The data sets showed a primitive tetragonal lattice with high Laue symmetry. Careful examination of the systematic extinctions revealed compatibility with space group P4/ncc or its subgroups. The centrosymmetric group P4/ncc was found to be correct. The starting atomic parameters were deduced with the charge flipping algorithm (program Superflip [33]) and the structures of CaAl₄Ir₂, SrAl₄Ir₂, and EuAl₄Ir₂ were refined by least squares on F² using the program Jana 2006 [34] with anisotropic displacement parameters for all atoms. For the final refinement cycles the atomic coordinates were transformed to the setting listed in the Bärnighausen tree. As a check for the correct compositions, the occupancy parameters of all sites were refined in separate series of least-squares cycles. All sites were fully occupied within two standard deviations. The final difference Fourier syntheses was contour-less. The refined atomic coordinates, displacement parameters and interatomic distances are listed in Tables 2 and 3.
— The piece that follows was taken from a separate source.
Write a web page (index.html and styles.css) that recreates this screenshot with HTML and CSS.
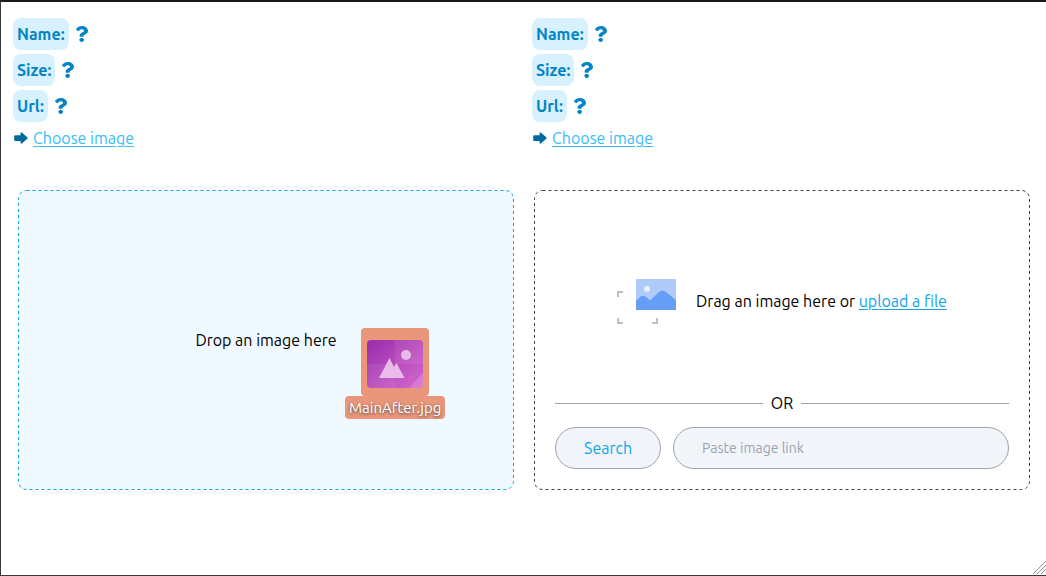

CCDCs 2182276 (EuAl₄Ir₂), 2182277 (SrAl₄Ir₂), and 2182278 (CaAl₄Ir₂) contain the supplementary crystallographic data for this paper. These data can be obtained free of charge from The Cambridge Crystallographic Data Centre via www.ccdc.cam.ac.uk/data_request/cif.

Theoretical studies

All calculations were conducted by means of the tight-binding linear muffin-tin orbital method in the atomic spheres approximation (TB–LMTO–ASA) [35,36,37]. The exchange and correlation effects were accounted for in terms of the local density approximation (LDA) [38]. The density of states (DOS) and the integrated crystal orbital Hamilton population (iCOHP) [39] values were used for chemical bonding analyses. The electron localization function (ELF) map was calculated as described in Ref. [40]. The visualization of electronic structure calculation data (ELF, DOS) was generated using the wxDragon program [41].